Condos for sale · Cabrera · Dominican Republic
The Cabrera condo — bought for what villas can't offer.
The condo market in Cabrera is smaller and more specific than the villa market, and it serves a buyer with different priorities. Where villa buyers are typically committing to a property — primary residence, retirement home, year-round investment in a place — condo buyers are usually solving a different problem: how to own a place in Cabrera that doesn't require their constant presence.
This shapes the inventory. Cabrera condos tend to be smaller (60 to 150 square meters), located near the beach or in walkable parts of town, and built with the assumption that the owner won't be there to manage the property full-time. Most are in buildings or small developments with shared pools, security, and basic property management. The economics of ownership work very differently than a standalone villa, and the right purchase depends on understanding those differences honestly.
Evaluation
What separates a good Cabrera condo from a problem condo.
01 — The building's management.
A condo lives or dies on how well the building is managed. A well-run building with active reserves, transparent financials, and an engaged owner association can be a 20-year hold with rising value. A poorly-run building with deferred maintenance, hidden assessments, and absent management is a future write-down. The condition of the lobby, the elevator, the pool, and the landscaping tells you more about the future than the condition of the unit itself.
02 — The fee structure, read honestly.
Monthly condo fees in Cabrera typically run $150 to $400 depending on amenities and unit size. The honest question is not whether the fee is high or low, but whether it's adequate to cover the building's actual obligations. Buildings with artificially low fees often have deferred maintenance accumulating and special assessments coming. The math on fees should be checked against the building's reserve fund and recent capital expenditures.
03 — Rental viability if that matters.
If you're buying with rental income in mind, the unit's rental viability depends on factors that aren't always visible: proximity to the beach, view, parking access, building reputation on rental platforms, and competition from comparable units in the same building or the building next door. Two units with identical square meterage in the same building can produce very different rental returns based on which floor, which orientation, and what's visible from the balcony. Our broader take on Cabrera's investment economics is in Investing in Cabrera land.
04 — Resale market for the specific building.

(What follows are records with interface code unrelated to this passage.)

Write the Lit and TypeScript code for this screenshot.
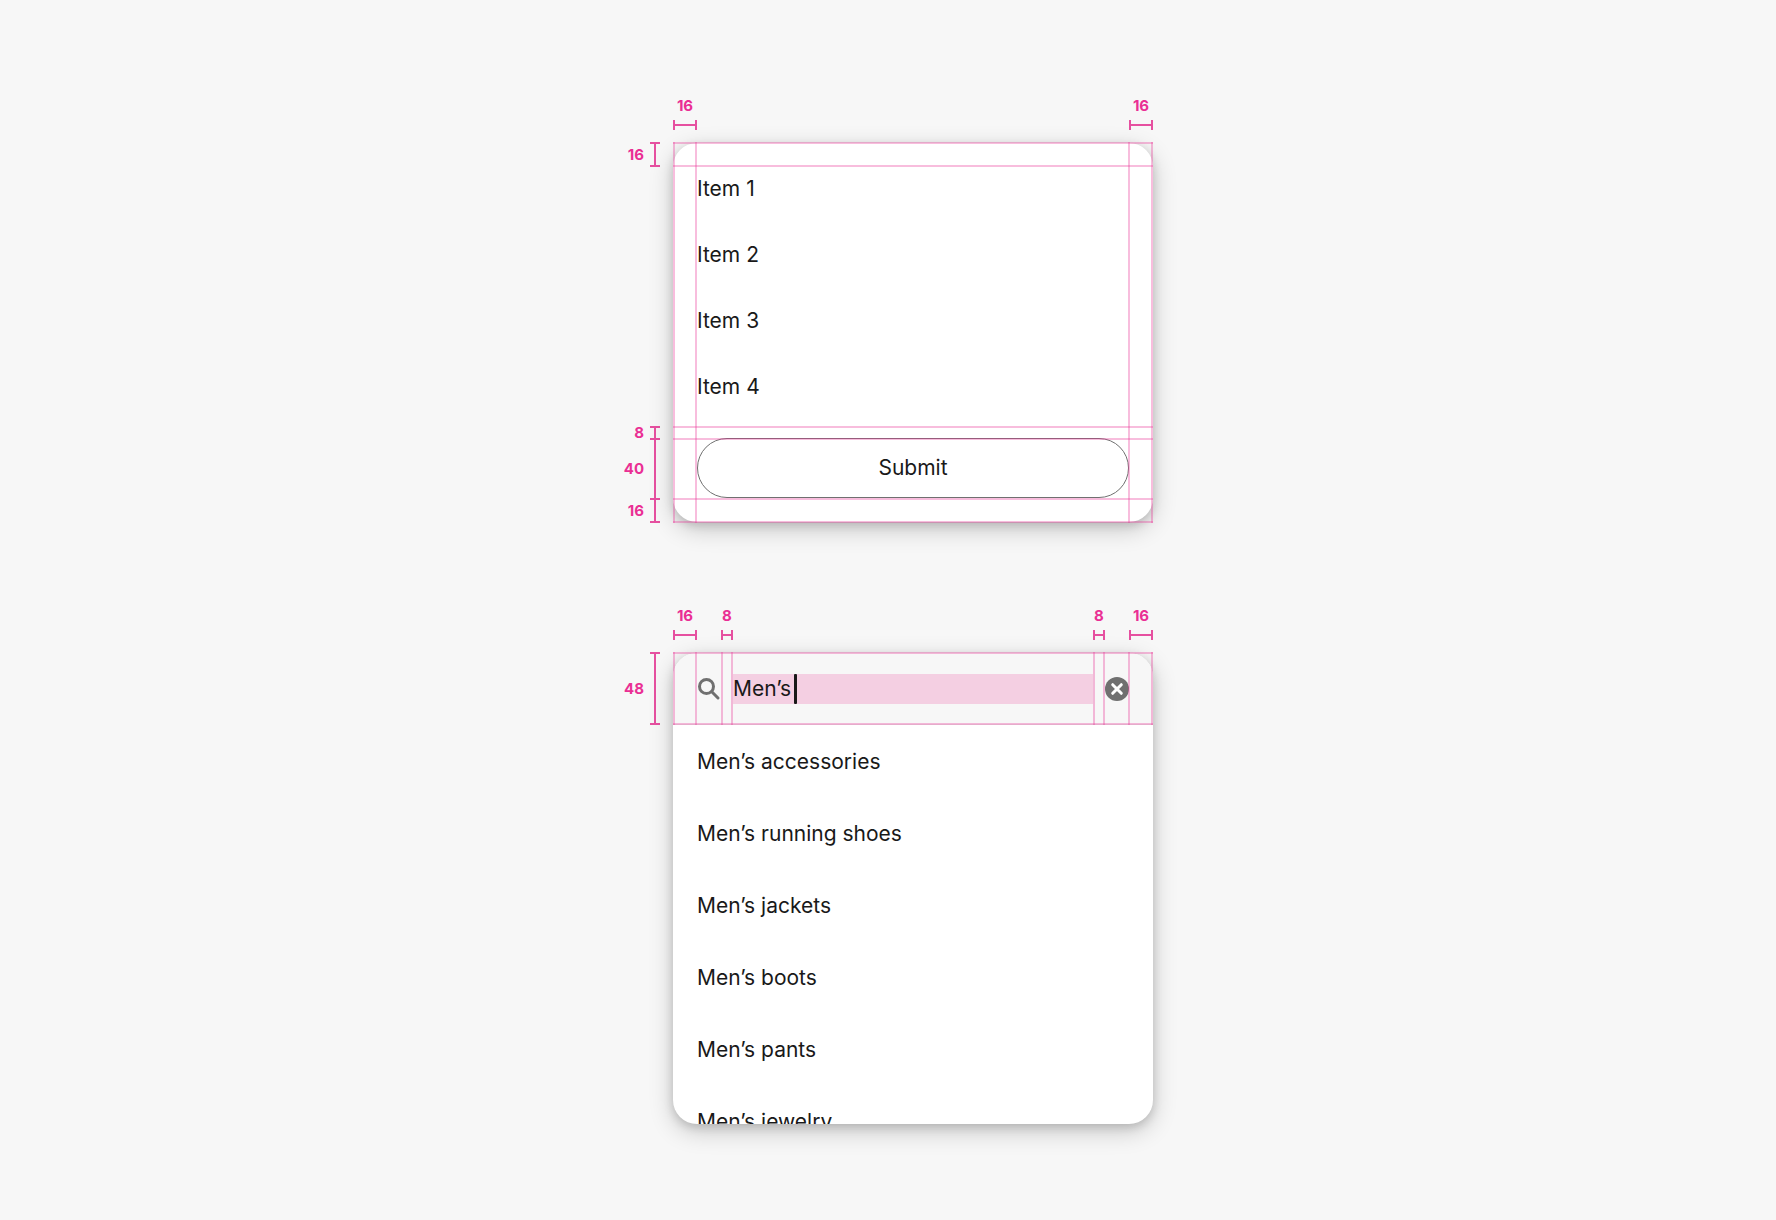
import { LitElement, html, css } from "lit";
import { customElement, property } from "lit/decorators.js";

interface Segment {
  size: number;
  label?: string;
}

/** A row or column of dimension brackets; segments without a label are blank spacers. */
@customElement("spacing-ruler")
class SpacingRuler extends LitElement {
  @property({ reflect: true }) axis: "x" | "y" = "x";
  @property({ attribute: false }) segments: Segment[] = [];

  static styles = css`
    :host {
      display: flex;
      color: #ea2f94;
      font: 700 15px/20px Inter, "Liberation Sans", sans-serif;
    }
    :host([axis="y"]) {
      flex-direction: column;
      margin-top: -1px;
    }
    .segment {
      display: flex;
      flex: none;
      box-sizing: border-box;
      align-items: center;
      justify-content: flex-end;
    }
    .blank {
      flex: 1 1 0;
    }
    :host([axis="x"]) .segment {
      flex-direction: column;
      gap: 4px;
    }
    :host([axis="y"]) .segment {
      gap: 6px;
      margin-bottom: -2px;
    }
    .bracket {
      box-sizing: border-box;
      flex: none;
      display: flex;
      align-items: center;
      justify-content: center;
      border: 0 solid #e650a0;
    }
    .bracket::before {
      content: "";
      background: #e650a0;
    }
    :host([axis="x"]) .bracket {
      width: 100%;
      height: 10px;
      border-width: 0 2px;
    }
    :host([axis="x"]) .bracket::before {
      width: 100%;
      height: 2px;
    }
    :host([axis="y"]) .bracket {
      width: 10px;
      height: 100%;
      border-width: 2px 0;
    }
    :host([axis="y"]) .bracket::before {
      width: 2px;
      height: 100%;
    }
  `;

  render() {
    const side = this.axis === "x" ? "width" : "height";
    return this.segments.map((s) =>
      s.label
        ? html`<div class="segment" style="${side}:${s.size}px">
            <span>${s.label}</span><span class="bracket"></span>
          </div>`
        : s.size
          ? html`<div style="flex:none;${side}:${s.size}px"></div>`
          : html`<div class="blank"></div>`
    );
  }
}

/** Guide lines laid over a card, placed from the left and right edges and from the top. */
@customElement("guide-lines")
class GuideLines extends LitElement {
  @property({ attribute: false }) left: number[] = [];
  @property({ attribute: false }) right: number[] = [];
  @property({ attribute: false }) rows: number[] = [];

  static styles = css`
    :host {
      position: absolute;
      inset: -1px 0;
      pointer-events: none;
    }
    .column,
    .row {
      position: absolute;
      background: rgba(232, 50, 148, 0.32);
    }
    .column {
      top: 0;
      bottom: 0;
      width: 2px;
    }
    .row {
      left: 0;
      right: 0;
      height: 2px;
    }
  `;

  render() {
    return html`
      ${this.left.map((x) => html`<span class="column" style="left:${x}px"></span>`)}
      ${this.right.map((x) => html`<span class="column" style="right:${x}px"></span>`)}
      ${this.rows.map((y) => html`<span class="row" style="top:${y}px"></span>`)}
    `;
  }
}

@customElement("app-root")
class AppRoot extends LitElement {
  static styles = css`
    :host {
      display: block;
      background: #f7f7f7;
      color: #191919;
      font: 400 21px/30px Inter, "Liberation Sans", sans-serif;
    }
    main {
      box-sizing: border-box;
      min-height: 100vh;
      padding: 96px 24px;
      display: flex;
      flex-direction: column;
      align-items: center;
      gap: 84px;
    }
    .spec {
      width: 100%;
      max-width: 530px;
      display: grid;
      grid-template-columns: 37px minmax(0, 1fr);
      gap: 13px;
    }
    .across {
      grid-column: 2;
    }
    .card {
      position: relative;
      border-radius: 24px;
      background: #fff;
      box-shadow: 0 3px 10px rgba(0, 0, 0, 0.15), 0 7px 25px rgba(0, 0, 0, 0.2);
    }
    ul {
      list-style: none;
      margin: 0;
      padding: 0;
    }
    .menu {
      padding: 24px;
    }
    .items {
      display: flex;
      flex-direction: column;
      gap: 22px;
      padding-bottom: 29px;
    }
    .items li {
      line-height: 44px;
    }
    .submit {
      display: block;
      width: 100%;
      height: 60px;
      border: 1px solid #707070;
      border-radius: 30px;
      background: #fff;
      color: inherit;
      font: inherit;
      padding: 0;
    }
    .suggest {
      display: flex;
      flex-direction: column;
    }
    .search {
      position: relative;
      display: flex;
      align-items: center;
      height: 71px;
      padding: 0 24px;
      border-bottom: 1px solid #e5e5e5;
      border-radius: 24px 24px 0 0;
      background: #f7f7f7;
    }
    .icon {
      flex: none;
      display: block;
      width: 24px;
      height: 24px;
    }
    .field {
      position: relative;
      flex: 1;
      min-width: 0;
      display: flex;
      margin: 0 12px;
    }
    .field input {
      width: 100%;
      height: 30px;
      padding: 0;
      border: 0;
      border-radius: 0;
      outline: 0;
      background: #f4cfe2;
      color: inherit;
      font: inherit;
    }
    .caret {
      position: absolute;
      left: 61px;
      top: 0;
      width: 3px;
      height: 30px;
      border-radius: 1px;
      background: #191919;
    }
    .clear {
      flex: none;
      padding: 0;
      border: 0;
      background: none;
    }
    .results {
      box-sizing: border-box;
      height: 399px;
      padding-top: 1px;
      overflow: hidden;
      border-radius: 0 0 24px 24px;
    }
    .results li {
      padding: 0 24px;
      line-height: 72px;
    }
  `;

  private items = ["Item 1", "Item 2", "Item 3", "Item 4"];
  private results = ["accessories", "running shoes", "jackets", "boots", "pants", "jewelry"];

  render() {
    return html`
      <main>
        <section class="spec">
          <spacing-ruler
            class="across"
            axis="x"
            .segments=${[{ size: 24, label: "16" }, { size: 0 }, { size: 24, label: "16" }]}
          ></spacing-ruler>
          <spacing-ruler
            axis="y"
            .segments=${[
              { size: 25, label: "16" },
              { size: 261 },
              { size: 14, label: "8" },
              { size: 62, label: "40" },
              { size: 25, label: "16" },
            ]}
          ></spacing-ruler>
          <div class="card menu">
            <ul class="items">
              ${this.items.map((item) => html`<li>${item}</li>`)}
            </ul>
            <button class="submit" type="button">Submit</button>
            <guide-lines .left=${[0, 22]} .right=${[0, 23]} .rows=${[0, 23, 284, 296, 356, 379]}></guide-lines>
          </div>
        </section>

        <section class="spec">
          <spacing-ruler
            class="across"
            axis="x"
            .segments=${[
              { size: 24, label: "16" },
              { size: 24 },
              { size: 12, label: "8" },
              { size: 0 },
              { size: 12, label: "8" },
              { size: 24 },
              { size: 24, label: "16" },
            ]}
          ></spacing-ruler>
          <spacing-ruler axis="y" .segments=${[{ size: 73, label: "48" }]}></spacing-ruler>
          <div class="card suggest">
            <div class="search">
              <svg class="icon" viewBox="0 0 24 24" fill="none" stroke="#707070" stroke-width="3" aria-hidden="true">
                <circle cx="9.5" cy="9.5" r="7" />
                <path d="M14.8 14.8 21 21" stroke-linecap="round" />
              </svg>
              <div class="field">
                <input type="text" aria-label="Search" .value=${"Men’s"} />
                <span class="caret"></span>
              </div>
              <button class="clear" type="button" aria-label="Clear search">
                <svg class="icon" viewBox="0 0 24 24" aria-hidden="true">
                  <circle cx="12" cy="12" r="12" fill="#707070" />
                  <path d="M7.7 7.7 16.3 16.3M16.3 7.7 7.7 16.3" stroke="#fff" stroke-width="3" stroke-linecap="round" />
                </svg>
              </button>
              <guide-lines .left=${[0, 22, 48, 58]} .right=${[0, 23, 48, 58]} .rows=${[0, 71]}></guide-lines>
            </div>
            <ul class="results">
              ${this.results.map((r) => html`<li>Men’s ${r}</li>`)}
            </ul>
          </div>
        </section>
      </main>
    `;
  }
}
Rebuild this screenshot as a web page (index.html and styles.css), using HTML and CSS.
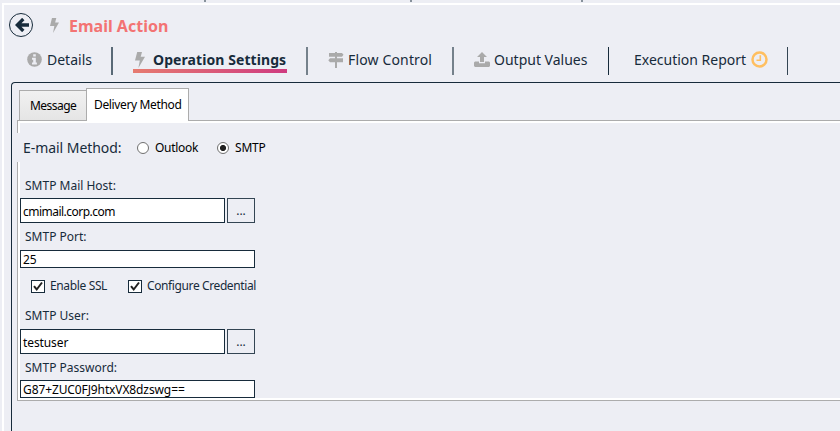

Cabrera condos in established, well-known buildings have an active resale market. Condos in newer developments or less-known buildings can take longer to sell when the time comes. The resale market for any specific building is knowable — recent sales, average days on market, price-per-square-meter trends — and worth understanding before committing.
Who we work with
Three condo buyers, three conversations.
The seasonal owner
Buying a condo for personal use during specific months of the year — winter for North Americans escaping cold, summer for South Americans escaping their winter, or extended visits without the operational burden of a villa. The unit sits empty or in limited rental use during off-months. Priorities are location, security, low maintenance, and minimal ongoing management complexity.
The vacation rental investor
Buying primarily as a rental income property, with some personal use during off-peak weeks. Decisions center on rental projections, property management arrangements, platform optimization, and the unit's competitive position within the building and the broader Cabrera rental market.
The eventual retiree
Buying a condo now — usually in their fifties — with the plan to eventually retire to it in their sixties. The condo serves as both a vacation property and a deliberate purchase decision made before retirement income drops. The buyer wants a property that will still suit them in a different life phase a decade out.